A second bone of contention is the Energy Department’s recent proposal to raise efficiency standards for certain gas-fired furnaces, which has sparked pushback from the American Gas Association and other groups that question the economic and technical justifications the department used. A variety of stakeholders have been engaged in tough negotiations to reach a compromise position on the rule (E&E Daily, June 2).
Whitfield said he hopes a compromise can be reached with Democrats on areas of disagreement but suggested the majority isn’t going to sit on the bill forever awaiting a deal.
"There are, like, 5 percent of the whole bill that are controversial, and we don’t intend to give them everything that they want," he said. "So we’ll see what happens."
Another wild card remains whether to address the decades-old ban on exporting crude oil from the United States, said Whitfield, who cited a flurry of recent analyses he said shows that the effect of doing so would be "beneficial."
He noted the opposition of some refiners to repealing the ban but said he’s seen a groundswell of support for it in recent months.
"It’s kind of amazing, but there doesn’t seem to be that big organized opposition that I thought," he said.
Senate deliberations
In the Senate, Energy and Natural Resources Chairwoman Lisa Murkowski (R-Alaska) conceded yesterday that her committee has a ways to go before its bill could be ready by her goal of a pre-August-recess markup.
"We’re not quite there yet," she said in an interview. "People have really been working hard to get through some of these issues, and you start with the things that are just a little bit easier and say, ‘You can put them aside, and we can move on this.’ But as you get to those issues where there’s more divergency in the positions, it’s just going to take a little bit longer time. So I can’t say that what we’re going to have is a 95 percent consensus, because I just don’t know at this point."

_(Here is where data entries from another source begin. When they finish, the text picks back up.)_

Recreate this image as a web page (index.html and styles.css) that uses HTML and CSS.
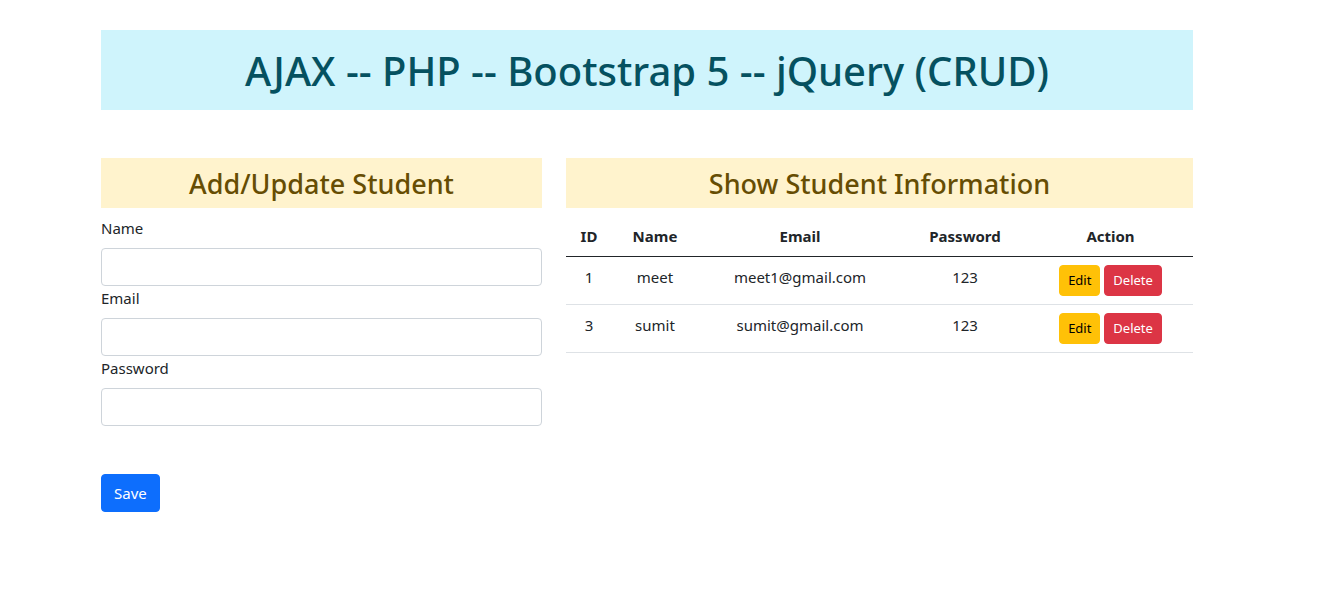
FILE: index.html
```html
<!DOCTYPE html>
<html lang="en">
<head>
<meta charset="utf-8">
<title>AJAX CRUD</title>
<link rel="stylesheet" href="styles.css">
</head>
<body>
<div class="container">
  <h1 class="banner">AJAX -- PHP -- Bootstrap 5 -- jQuery (CRUD)</h1>
  <div class="row">
    <div class="col-form">
      <h3 class="section-title">Add/Update Student</h3>
      <form class="student-form">
        <label class="field-label" for="name">Name</label>
        <input class="field-input" id="name" type="text">
        <label class="field-label" for="email">Email</label>
        <input class="field-input" id="email" type="email">
        <label class="field-label" for="password">Password</label>
        <input class="field-input" id="password" type="password">
        <button class="btn btn-primary save-btn" type="button">Save</button>
      </form>
    </div>
    <div class="col-table">
      <h3 class="section-title">Show Student Information</h3>
      <table class="student-table">
        <colgroup>
          <col class="c-id"><col class="c-name"><col class="c-email"><col class="c-pass"><col class="c-action">
        </colgroup>
        <thead>
          <tr><th>ID</th><th>Name</th><th>Email</th><th>Password</th><th>Action</th></tr>
        </thead>
        <tbody>
          <tr>
            <td>1</td><td>meet</td><td>meet1@gmail.com</td><td>123</td>
            <td><button class="btn btn-sm btn-warning">Edit</button> <button class="btn btn-sm btn-danger">Delete</button></td>
          </tr>
          <tr>
            <td>3</td><td>sumit</td><td>sumit@gmail.com</td><td>123</td>
            <td><button class="btn btn-sm btn-warning">Edit</button> <button class="btn btn-sm btn-danger">Delete</button></td>
          </tr>
        </tbody>
      </table>
    </div>
  </div>
</div>
</body>
</html>
```
FILE: styles.css
```css
* { box-sizing: border-box; }
html, body { margin: 0; padding: 0; background: #fff; }
body {
  font-family: "Noto Sans", "Open Sans", sans-serif;
  font-size: 16px;
  line-height: 1.5;
  color: #212529;
}
.container {
  width: 1092px;
  margin-left: 101px;
  padding-top: 30px;
}
.banner {
  margin: 0;
  height: 80px;
  background: #cff4fc;
  color: #055160;
  font-size: 40px;
  font-weight: 500;
  line-height: 82px;
  text-align: center;
}
.row {
  display: flex;
  gap: 24px;
  margin-top: 48px;
}
.col-form { width: 441px; flex: none; }
.col-table { width: 627px; flex: none; }
.section-title {
  margin: 0 0 8px;
  height: 50px;
  background: #fff3cd;
  color: #664d03;
  font-size: 27px;
  font-weight: 500;
  line-height: 52px;
  text-align: center;
}
.student-form { display: flex; flex-direction: column; align-items: flex-start; }
.field-label { display: block; margin-bottom: 8px; font-size: 15px; line-height: 24px; }
.field-input {
  width: 100%;
  height: 38px;
  border: 1px solid #ced4da;
  border-radius: 4px;
  background: #fff;
  font: inherit;
  padding: 6px 12px;
}
.btn {
  display: inline-block;
  border: 1px solid transparent;
  border-radius: 4px;
  font-family: inherit;
  cursor: pointer;
}
.btn-primary {
  background: #0d6efd;
  border-color: #0d6efd;
  color: #fff;
  font-size: 15px;
  line-height: 24px;
  padding: 6px 12px;
}
.save-btn { margin-top: 48px; height: 38px; }
.btn-sm { font-size: 13px; line-height: 21px; padding: 4px 8px; height: 31px; }
.btn-warning { background: #ffc107; border-color: #ffc107; color: #000; }
.btn-danger { background: #dc3545; border-color: #dc3545; color: #fff; }
.student-table {
  width: 100%;
  border-collapse: collapse;
  table-layout: fixed;
  text-align: center;
  vertical-align: top;
  font-size: 15px;
}
.c-id { width: 46px; }
.c-name { width: 86px; }
.c-email { width: 204px; }
.c-pass { width: 126px; }
.c-action { width: 165px; }
.student-table th, .student-table td {
  padding: 8px;
  line-height: 24px;
  vertical-align: top;
  border-bottom: 1px solid #dee2e6;
}
.student-table th { font-weight: 700; border-bottom-color: #212529; }
```
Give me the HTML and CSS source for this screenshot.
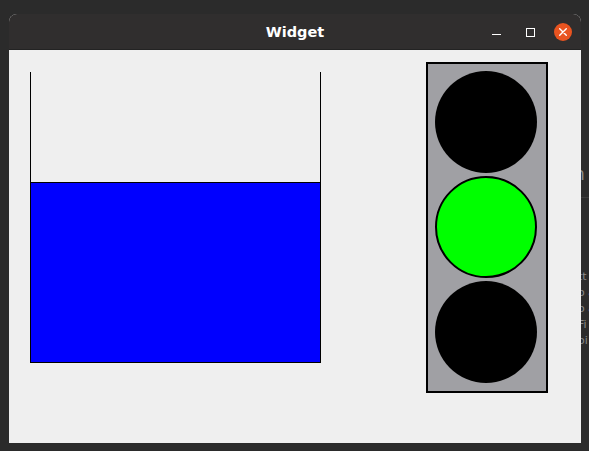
FILE: index.html
```html
<!DOCTYPE html>
<html>
<head>
<meta charset="utf-8">
<title>Widget</title>
<link rel="stylesheet" href="styles.css">
</head>
<body>
<div class="desktop">
  <div class="behind">
    <div class="behind-head">n</div>
    <div class="behind-rule"></div>
    <div class="behind-lines">
      <div>tt</div>
      <div>o <span class="blue">a</span></div>
      <div>o <span class="blue">a</span></div>
      <div>Fi</div>
      <div>oi</div>
    </div>
  </div>
  <div class="window">
    <div class="titlebar">
      <span class="title">Widget</span>
      <div class="controls">
        <span class="ctl min"><span class="min-line"></span></span>
        <span class="ctl max"><span class="max-box"></span></span>
        <span class="ctl close">
          <svg width="18" height="18" viewBox="0 0 18 18"><circle cx="9" cy="9" r="9" fill="#e95420"/><path d="M5.7 5.7 L12.3 12.3 M12.3 5.7 L5.7 12.3" stroke="#fff" stroke-width="1.4" stroke-linecap="round"/></svg>
        </span>
      </div>
    </div>
    <div class="content">
      <div class="tank">
        <div class="water"></div>
      </div>
      <div class="light">
        <div class="lamp off"></div>
        <div class="lamp green"></div>
        <div class="lamp off"></div>
      </div>
    </div>
  </div>
</div>
</body>
</html>
```

FILE: styles.css
```css
* { box-sizing: border-box; }
html, body {
  margin: 0;
  padding: 0;
  width: 589px;
  height: 451px;
  overflow: hidden;
  background: #2b2b2b;
  font-family: "DejaVu Sans", "Liberation Sans", sans-serif;
}
.desktop {
  position: relative;
  width: 589px;
  height: 451px;
}
.behind {
  position: absolute;
  left: 574px;
  top: 164px;
  width: 15px;
  overflow: hidden;
  color: #8a8a8a;
  font-size: 11px;
}
.behind-head {
  font-size: 17px;
  line-height: 20px;
  color: #8c8c8c;
}
.behind-rule {
  margin-top: 13px;
  height: 1px;
  background: #3c3c3c;
}
.behind-lines {
  margin-top: 71px;
  line-height: 16px;
  padding-left: 4px;
  white-space: nowrap;
}
.blue { color: #6f8fb0; }
.window {
  position: absolute;
  left: 9px;
  top: 14px;
  width: 572px;
  height: 429px;
  display: flex;
  flex-direction: column;
  border-radius: 8px 8px 0 0;
  overflow: hidden;
  background: #efefef;
}
.titlebar {
  height: 36px;
  flex: none;
  background: #302e2e;
  border-bottom: 1px solid #232323;
  position: relative;
  display: flex;
  align-items: center;
  justify-content: center;
}
.title {
  color: #ffffff;
  font-weight: bold;
  font-size: 14.5px;
}
.controls {
  position: absolute;
  right: 9px;
  top: 9px;
  display: flex;
  align-items: center;
}
.ctl {
  display: flex;
  align-items: center;
  justify-content: center;
}
.min { width: 10px; height: 18px; margin-right: 24px; }
.min-line { display: block; width: 9px; height: 1px; background: #fff; margin-top: 5px; }
.max { width: 10px; height: 18px; margin-right: 19px; }
.max-box { display: block; width: 9px; height: 9px; border: 1px solid #fff; }
.close { width: 18px; height: 18px; }
.close svg { display: block; }
.content {
  flex: 1;
  display: flex;
  align-items: flex-start;
  padding: 22px 0 0 21px;
}
.tank {
  width: 291px;
  height: 291px;
  border-left: 1px solid #000;
  border-right: 1px solid #000;
  display: flex;
  flex-direction: column;
  justify-content: flex-end;
}
.water {
  height: 181px;
  background: #0000ff;
  border-top: 1px solid #000;
  border-bottom: 1px solid #000;
}
.light {
  margin-left: 105px;
  margin-top: -10px;
  width: 122px;
  height: 331px;
  border: 2px solid #000;
  background: #a0a0a4;
  padding: 7px 0 0 7px;
  display: flex;
  flex-direction: column;
  gap: 3px;
}
.lamp {
  width: 102px;
  height: 102px;
  border-radius: 50%;
  flex: none;
}
.off { background: #000; }
.green {
  background: #00ff00;
  border: 2px solid #000;
}
```
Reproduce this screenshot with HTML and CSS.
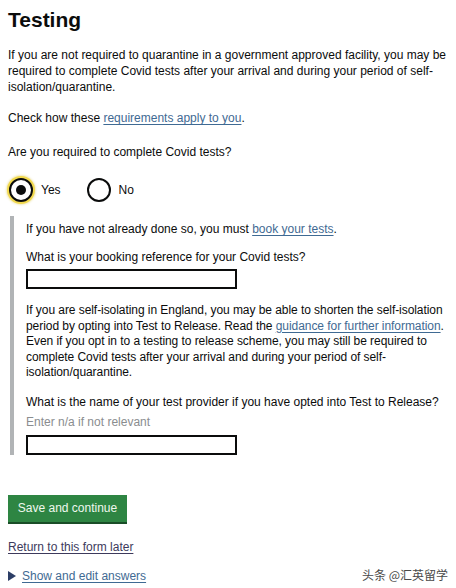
FILE: index.html
```html
<!DOCTYPE html>
<html lang="en">
<head>
<meta charset="utf-8">
<title>Testing</title>
<link rel="stylesheet" href="styles.css">
</head>
<body>
<main class="page">
  <h1 class="title">Testing</h1>
  <p class="body-text p-intro">If you are not required to quarantine in a government approved facility, you may be required to complete Covid tests after your arrival and during your period of self-isolation/quarantine.</p>
  <p class="body-text p-check">Check how these <a class="link" href="#">requirements apply to you</a>.</p>
  <fieldset class="fieldset">
    <legend class="legend">Are you required to complete Covid tests?</legend>
    <div class="radios">
      <label class="radio">
        <span class="radio-circle radio-checked radio-focus"></span>
        <span class="radio-label">Yes</span>
      </label>
      <label class="radio">
        <span class="radio-circle"></span>
        <span class="radio-label">No</span>
      </label>
    </div>
  </fieldset>
  <div class="conditional">
    <p class="body-text c-first">If you have not already done so, you must <a class="link" href="#">book your tests</a>.</p>
    <label class="field-label c-label1">What is your booking reference for your Covid tests?</label>
    <div class="input"></div>
    <p class="body-text c-para">If you are self-isolating in England, you may be able to shorten the self-isolation period by opting into Test to Release. Read the <a class="link" href="#">guidance for further information</a>. Even if you opt in to a testing to release scheme, you may still be required to complete Covid tests after your arrival and during your period of self-isolation/quarantine.</p>
    <label class="field-label c-label2">What is the name of your test provider if you have opted into Test to Release?</label>
    <div class="hint">Enter n/a if not relevant</div>
    <div class="input"></div>
  </div>
  <button class="button" type="button">Save and continue</button>
  <p class="body-text p-return"><a class="link link-visited" href="#">Return to this form later</a></p>
  <div class="details">
    <span class="details-arrow"></span>
    <a class="link" href="#">Show and edit answers</a>
  </div>
</main>
<div class="watermark">头条 @汇英留学</div>
</body>
</html>
```
FILE: styles.css
```css
html, body {
  margin: 0;
  padding: 0;
  background: #ffffff;
}
body {
  font-family: "Liberation Sans", Arial, "Noto Sans CJK SC", sans-serif;
  font-size: 12px;
  line-height: 16px;
  color: #0b0c0c;
}
.page {
  padding: 0 8px;
}
.title {
  margin: 7px 0 0;
  font-size: 21px;
  line-height: 26px;
  font-weight: 700;
}
.body-text {
  margin: 0;
}
.p-intro { margin-top: 14px; }
.p-check { margin-top: 15px; }
.link {
  color: #3f6a93;
  text-decoration: underline;
  text-underline-offset: 2px;
  text-decoration-thickness: 1px;
}
.link-visited { color: #3d3a5c; }
.fieldset {
  border: 0;
  margin: 18px 0 0;
  padding: 0;
  min-width: 0;
}
.legend {
  padding: 0;
  display: block;
  line-height: 16px;
}
.radios {
  display: flex;
  gap: 26px;
  margin-top: 17px;
  height: 26px;
  align-items: center;
  padding-left: 1px;
}
.radio {
  display: flex;
  align-items: center;
  gap: 8px;
}
.radio-circle {
  width: 20px;
  height: 20px;
  border: 2px solid #0b0c0c;
  border-radius: 50%;
  box-sizing: content-box;
  position: relative;
  background: #fff;
}
.radio-checked::after {
  content: "";
  position: absolute;
  left: 5px;
  top: 5px;
  width: 10px;
  height: 10px;
  border-radius: 50%;
  background: #0b0c0c;
}
.radio-focus {
  box-shadow: 0 0 0 2px #f2d94e, 0 0 2px 3px rgba(220, 200, 80, 0.4);
}
.radio-label {
  font-size: 12px;
}
.conditional {
  margin: 13px 0 0 2px;
  border-left: 4px solid #b1b4b6;
  padding: 5px 0 0 12px;
}
.field-label {
  display: block;
}
.c-label1 { margin-top: 12px; }
.input {
  width: 207px;
  height: 16px;
  border: 2px solid #0b0c0c;
  margin-top: 4px;
  box-sizing: content-box;
  background: #fff;
}
.c-para {
  margin-top: 14px;
  line-height: 15.6px;
  letter-spacing: -0.06px;
}
.c-label2 { margin-top: 13px; }
.hint {
  color: #8a8d8f;
  margin-top: 4px;
}
.hint + .input { margin-top: 5px; }
.button {
  display: block;
  margin-top: 40px;
  width: 119px;
  height: 27px;
  padding: 0;
  border: 0;
  background: #2e8543;
  box-shadow: 0 2px 0 #1a4d28;
  color: #eef8ee;
  font-family: inherit;
  font-size: 12px;
  line-height: 16px;
  border-radius: 0;
}
.p-return { margin-top: 17px; }
.details {
  margin-top: 13px;
  display: flex;
  align-items: center;
  gap: 6px;
}
.details-arrow {
  width: 0;
  height: 0;
  border-top: 5px solid transparent;
  border-bottom: 5px solid transparent;
  border-left: 8px solid #2c3e66;
}
.watermark {
  position: absolute;
  left: 362px;
  top: 567px;
  font-family: "Noto Sans CJK SC", sans-serif;
  font-size: 12px;
  line-height: 16px;
  white-space: nowrap;
  color: #4a4a4a;
}
```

However, she signaled her upcoming bill will hew to the Hoeven-Manchin compromise on the 2007 phaseout of fossil fuel use in federal buildings. "I think we’re pretty good with our efficiency" title, she said.
Murkowski also acknowledged the intense debate over DOE’s furnace rule but said the extensive time the committee has put into energy efficiency negotiations in recent years should yield a deal.
"I think it’s workable," she said. "I only say that because if we can work through some of these other efficiency things that we have done so in a way that works, I figure we can do that with furnaces, too."
Murkowski said she continues to deliberate how the crude exports ban — a top priority for her — fits into the committee’s bill, which she plans to move with as much Democratic support as she can muster. But adding a repeal would likely cost her Democratic support in committee and on the floor.
That’s almost certain to be a topic of discussion when she and ranking member Maria Cantwell (D-Wash.) sit down after the July 4 recess to sort out the shape of the bill.
Murkowski also reiterated that she’d like to see the energy bill be accompanied by a tax title, which she said could house a bill she co-sponsored with Sen. Chris Coons (D-Del.) that would extend master limited partnership tax treatment to renewable energy projects (EnergyWire, June 25).
"It’s only natural, if we’re going to get something that really does work to help advance policy, you have to view what happens on the tax side through those initiatives that impact these policies," she said, adding that as a Finance Committee member, it’s Cantwell who is better positioned to advance tax provisions. "So that would be my desire, but, again, I’m not leading on that right now, but Sen. Cantwell has been working her charm."